I also cut the trunk shorter to help push multiple leaders the following summer. Multiple leaders give me better options for bends in the trunk and better taper.
These trimmed seedlings are then potted into pots for a year’s growth. After a year I should end up with something like this small trident. Note that this is not the same tree as above but it is representative of tridents after initial root pruning as shown above.
In the second winter the roots are trimmed again. Note how well the tree has responded to the previous radical root pruning with a mass of lateral roots around the area I cut last winter.
At this stage the tree can go back into a grow pot for controlled development or into the ground for faster growth. The following tree was started using this root pruning technique followed by 2 years in the grow beds. Tridents in the grow beds are dug and root pruned every winter at Shibui Bonsai
In the last post I showed a couple of the trident maples I’m currently digging and pruning.
You may have noticed the very horizontal root spread.
These tridents have been developed using the ‘plate’ method.
Start with a piece of metal sheet with a hole drilled through the middle.
Mine have been cut from old aluminium roadsigns I bought at the scrap metal yard but any sheet metal will do. Some growers use wall or floor tiles but they can be difficult to drill and I found that growing trident roots exert enormous pressure and broke the tiles. CDs are also crushed by growing roots but I’ve used these pieces over and over for nearly 10 years now with excellent results.
I start with seedlings.
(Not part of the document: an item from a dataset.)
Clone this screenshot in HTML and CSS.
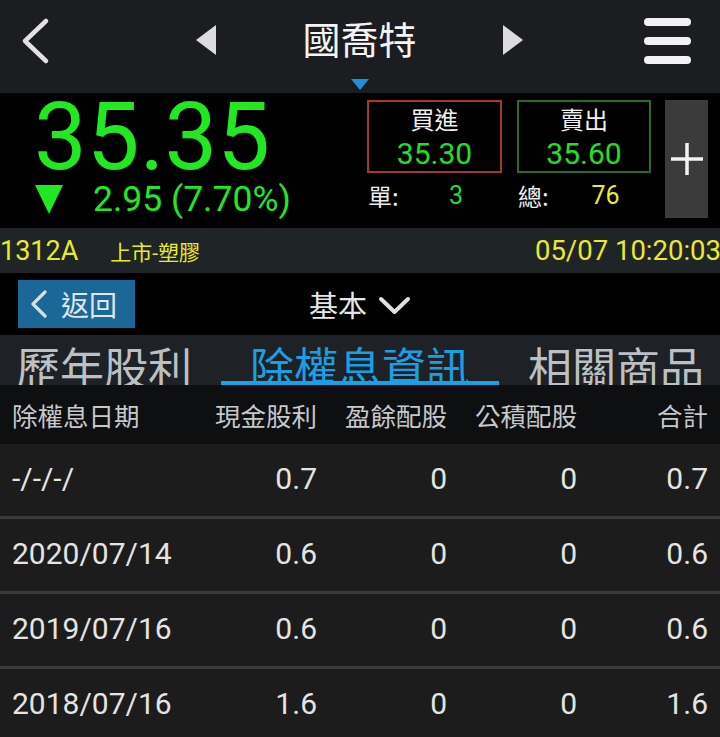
FILE: index.html
```html
<!DOCTYPE html>
<html lang="zh-Hant">
<head>
<meta charset="utf-8">
<title>國喬特</title>
<link rel="stylesheet" href="styles.css">
</head>
<body>
<div class="app">
  <header class="topbar">
    <div class="topnav">
      <div class="nav-left">
        <svg class="back-icon" width="32" height="48" viewBox="0 0 32 48"><polyline points="26,4 5,24 26,44" fill="none" stroke="#e2e2e2" stroke-width="4.5" stroke-linecap="round" stroke-linejoin="round"/></svg>
      </div>
      <div class="nav-mid">
        <svg class="tri" width="20" height="30" viewBox="0 0 20 30"><polygon points="20,0 0,15 20,30" fill="#dcdcdc"/></svg>
        <div class="title">國喬特</div>
        <svg class="tri" width="20" height="30" viewBox="0 0 20 30"><polygon points="0,0 20,15 0,30" fill="#dcdcdc"/></svg>
      </div>
      <div class="nav-right">
        <div class="burger"><span></span><span></span><span></span></div>
      </div>
    </div>
    <div class="caret-row">
      <svg width="18" height="11" viewBox="0 0 18 11"><polygon points="0,0 18,0 9,11" fill="#1e90d8"/></svg>
    </div>
  </header>

  <section class="quote">
    <div class="price-col">
      <div class="price">35.35</div>
      <div class="change">
        <svg class="down" width="28" height="29" viewBox="0 0 28 29"><polygon points="0,0 28,0 14,29" fill="#22e822"/></svg>
        <span class="change-text">2.95 (7.70%)</span>
      </div>
    </div>
    <div class="trade">
      <div class="box buy">
        <div class="box-label">買進</div>
        <div class="box-value">35.30</div>
      </div>
      <div class="box sell">
        <div class="box-label">賣出</div>
        <div class="box-value">35.60</div>
      </div>
      <div class="stat">
        <span class="stat-label">單:</span>
        <span class="stat-value green">3</span>
      </div>
      <div class="stat">
        <span class="stat-label">總:</span>
        <span class="stat-value yellow">76</span>
      </div>
    </div>
    <div class="plus">
      <svg width="32" height="32" viewBox="0 0 32 32"><path d="M16 0V32M0 16H32" stroke="#f2f2f2" stroke-width="3.5"/></svg>
    </div>
  </section>

  <div class="infobar">
    <span class="code">1312A</span>
    <span class="market">上市-塑膠</span>
    <span class="time">05/07 10:20:03</span>
  </div>

  <div class="subnav">
    <div class="sub-left">
      <div class="back-btn">
        <svg width="17" height="28" viewBox="0 0 17 28"><polyline points="15,2 3,14 15,26" fill="none" stroke="#d8dde2" stroke-width="3.2" stroke-linecap="round" stroke-linejoin="round"/></svg>
        <span>返回</span>
      </div>
    </div>
    <div class="dropdown">
      <span>基本</span>
      <svg width="33" height="19" viewBox="0 0 33 19"><polyline points="3,3 16.5,16 30,3" fill="none" stroke="#e0e0e0" stroke-width="4" stroke-linecap="round" stroke-linejoin="round"/></svg>
    </div>
    <div class="sub-right"></div>
  </div>

  <nav class="tabs">
    <div class="tab">歷年股利</div>
    <div class="tab active">除權息資訊</div>
    <div class="tab">相關商品</div>
  </nav>

  <div class="table">
    <div class="row head">
      <div class="c1">除權息日期</div>
      <div>現金股利</div>
      <div>盈餘配股</div>
      <div>公積配股</div>
      <div>合計</div>
    </div>
    <div class="row data">
      <div class="c1">-/-/-/</div>
      <div>0.7</div>
      <div>0</div>
      <div>0</div>
      <div>0.7</div>
    </div>
    <div class="row data">
      <div class="c1">2020/07/14</div>
      <div>0.6</div>
      <div>0</div>
      <div>0</div>
      <div>0.6</div>
    </div>
    <div class="row data">
      <div class="c1">2019/07/16</div>
      <div>0.6</div>
      <div>0</div>
      <div>0</div>
      <div>0.6</div>
    </div>
    <div class="row data">
      <div class="c1">2018/07/16</div>
      <div>1.6</div>
      <div>0</div>
      <div>0</div>
      <div>1.6</div>
    </div>
  </div>
</div>
</body>
</html>
```

FILE: styles.css
```css
* { box-sizing: border-box; }
html, body {
  margin: 0;
  padding: 0;
  background: #000;
}
body {
  font-family: Roboto, "Noto Sans CJK TC", sans-serif;
  color: #e6e6e6;
}
.app {
  width: 720px;
  height: 737px;
  overflow: hidden;
  background: #000;
}

/* top bar */
.topbar {
  height: 93px;
  background: #1b1d20;
  display: flex;
  flex-direction: column;
}
.topnav {
  height: 79px;
  padding: 0 21px 0 20px;
  display: grid;
  grid-template-columns: 1fr auto 1fr;
  align-items: center;
}
.nav-left { display: flex; align-items: center; }
.back-icon { display: block; margin-top: 2px; }
.nav-mid {
  display: flex;
  align-items: center;
  gap: 86px;
}
.tri { display: block; }
.title {
  font-family: "Noto Sans CJK TC", sans-serif;
  font-size: 38px;
  line-height: 38px;
  color: #f4f4f4;
  margin-top: -3px;
}
.nav-right { display: flex; justify-content: flex-end; }
.burger {
  width: 47px;
  margin-right: 8px;
  display: flex;
  flex-direction: column;
  gap: 11px;
  margin-top: 2px;
}
.burger span {
  display: block;
  height: 8px;
  border-radius: 4px;
  background: #f2f2f2;
}
.caret-row {
  height: 14px;
  display: flex;
  justify-content: center;
}
.caret-row svg { display: block; }

/* quote */
.quote {
  height: 135px;
  display: flex;
  padding: 7px 12px 0 0;
  background: #000;
}
.price-col {
  flex: 1;
  padding-left: 34px;
}
.price {
  font-size: 94px;
  line-height: 80px;
  margin-top: -3px;
  color: #22e822;
}
.change {
  display: flex;
  align-items: center;
  margin-top: 2px;
  height: 40px;
}
.down { display: block; margin-left: 1px; }
.change-text {
  margin-left: 30px;
  font-size: 35.5px;
  line-height: 40px;
  color: #22e822;
}
.trade {
  display: grid;
  grid-template-columns: 135px 134px;
  column-gap: 15px;
  align-content: start;
}
.box {
  height: 73px;
  border: 2px solid;
  text-align: center;
  padding-top: 2px;
}
.buy { border-color: #a3382e; }
.sell { border-color: #2d6a2a; }
.box-label {
  font-family: "Noto Sans CJK TC", sans-serif;
  font-size: 24px;
  line-height: 30px;
  color: #f0f0f0;
}
.box-value {
  font-size: 30px;
  line-height: 34px;
  margin-top: 3px;
  color: #22e022;
}
.stat {
  display: flex;
  margin-top: 8px;
  line-height: 30px;
}
.stat-label {
  width: 50px;
  padding-left: 1px;
  font-family: "Noto Sans CJK TC", sans-serif;
  font-size: 24px;
  color: #ececec;
}
.stat-value {
  flex: 1;
  text-align: center;
  padding-right: 7px;
  font-size: 25px;
}
.green { color: #22dd22; }
.yellow { color: #eaea2a; }
.plus {
  width: 43px;
  height: 118px;
  margin-left: 14px;
  background: #3b3b3b;
  display: flex;
  align-items: center;
  justify-content: center;
}
.plus svg { display: block; }

/* info bar */
.infobar {
  height: 45px;
  background: #1f2427;
  display: flex;
  align-items: center;
  color: #eaea2a;
}
.code {
  font-size: 27px;
}
.market {
  margin-left: 32px;
  font-size: 21px;
}
.time {
  margin-left: auto;
  font-size: 27.5px;
  margin-right: -1px;
}

/* sub nav */
.subnav {
  height: 62px;
  padding: 7px 0;
  display: grid;
  grid-template-columns: 1fr auto 1fr;
  align-items: center;
  background: #000;
}
.back-btn {
  margin-left: 18px;
  width: 117px;
  height: 48px;
  background: #1b6898;
  display: flex;
  align-items: center;
  padding-left: 12px;
  gap: 14px;
  color: #e2e6ea;
  font-family: "Noto Sans CJK TC", sans-serif;
  font-size: 28px;
  line-height: 1;
}
.back-btn svg { display: block; }
.dropdown {
  display: flex;
  align-items: center;
  gap: 11px;
  font-family: "Noto Sans CJK TC", sans-serif;
  font-size: 29px;
  line-height: 1;
  color: #e6e6e6;
}
.dropdown svg { display: block; margin-top: 2px; }

/* tabs */
.tabs {
  height: 50px;
  background: #1e2226;
  display: flex;
  justify-content: center;
  overflow: hidden;
}
.tab {
  flex-shrink: 0;
  height: 50px;
  padding: 9px 29px 0;
  font-family: "Noto Sans CJK TC", sans-serif;
  font-size: 44px;
  line-height: 44px;
  color: #bcc0c4;
  white-space: nowrap;
}
.tab.active {
  color: #1c9fe2;
  box-shadow: inset 0 -4px 0 #1ba2e6;
}

/* table */
.row {
  display: grid;
  grid-template-columns: 1fr 130px 130px 130px 131px;
  align-items: center;
  padding: 0 12px;
  text-align: right;
}
.row .c1 { text-align: left; }
.head {
  height: 59px;
  background: #0e0f11;
  font-family: "Noto Sans CJK TC", sans-serif;
  font-size: 25.5px;
  color: #c6c8ca;
}
.data {
  height: 72px;
  padding-bottom: 4px;
  background: #1c1c1c;
  font-size: 30px;
  color: #e4e4e4;
}
.data + .data {
  height: 75px;
  border-top: 3px solid #3b3b3b;
}
```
Thread a seedling through the hole.
Don’t go too far through. if any roots are above the metal one usually grows far quicker and gives an unbalanced root structure.
Note that I’ve placed the trunk on an angle through the sheet. If you want a vertical trunk stand yours upright but make the choice now because next year it will be too late to make changes.
Plant the tree with its metal collar about 1cm under the soil. Too deep an you’re likely to get more roots than you need and they may not be evenly spread.
As the trunks grow fatter the metal starts to cut off circulation in the tree. The tree responds by producing callus and then new roots just above the restricted area. The only option for those new roots is to grow out over the metal in a flat plane. Eventually circulation to the roots under the metal is completely cut off and those roots will die off leaving your tree with a new, flat root system.
I find it far better to keep these trees in pots in the nursery for the first year. In the ground, new roots are forming just as the heat of summer hits and if they don’t make it over the plate and down into deeper soil there is a risk that they may dry out on hot days. Daily watering ensures they will grow and survive until, after a year, the tree looks something like this
Here’s a closer shot of the new roots above the metal plate.
Now those new roots above the metal are pruned quite short.
Then the tree can be planted back into a grow pot or into the ground to thicken up. remember not to plant too deep. Tridents love to grow new roots right near the surface so if these roots are buried deep the tree will grow new ones that may not be as good.
Another year of growth and I now have a thickened trident with developing horizontal nebari. A side benefit is that the base of the trunks tends to swell and buttress far more than with other techniques. You can see that there’s no real advantage in using larger plates. To get good root ramification the roots need to be pruned quite short each year and larger sheets just make it harder for the new roots to reach moisture deeper in the soil.
Another year or 2 and I have the sort of tree shown at the start of this post.
I find that threading trident seedlings is an easy way to produce superior root spread on trident maples but I have also used the same technique on Japanese maples and even on Japanese black pines. It should work with most tree species and I’d be interested to hear from growers who have used it on other trees.
At Shibui Bonsai I have finished digging the new root over rock trees so it is time to get on with the rest of the trident maples.
here’s one of the tridents I dug up this week.
It seems that I use a few different techniques when growing trees in the ground for bonsai
Let’s focus on the roots for a start. I dig most deciduous trees every winter and prune the roots. I know that many other growers claim this slows down development and maybe it does but the little I lose, if any, in size is more than made up for in nebari.
Just so it is easier to see, I’ve washed the roots in water and done a rough trim.
Last year the roots were cut very short – about 2cm from the trunk. You can now see the result. Lots of new, white roots have grown from the cut ends. These new roots will thicken and gradually merge together to form the characteristic plate like nebari in coming years. Those new roots will now be cut short again, probably 1/2 cm this time and, of course, each one will grow a number of new roots again. Just as branch ramification is valued above ground, Root ramification below ground should be the aim of good bonsai growers.
Now both roots and branches have been shortened ready to go back into the ground or into a pot for further development.
Here’s another trident maple after trimming both roots and branches.
You may note that I’ve left a few extra leaders on both these trees. I remove any that I think are growing in the wrong direction or in poor positions but I generally leave several possible new possible leaders as insurance. When the tree is growing well next summer I can make final decisions about which trunk line to follow and the others will be pruned then.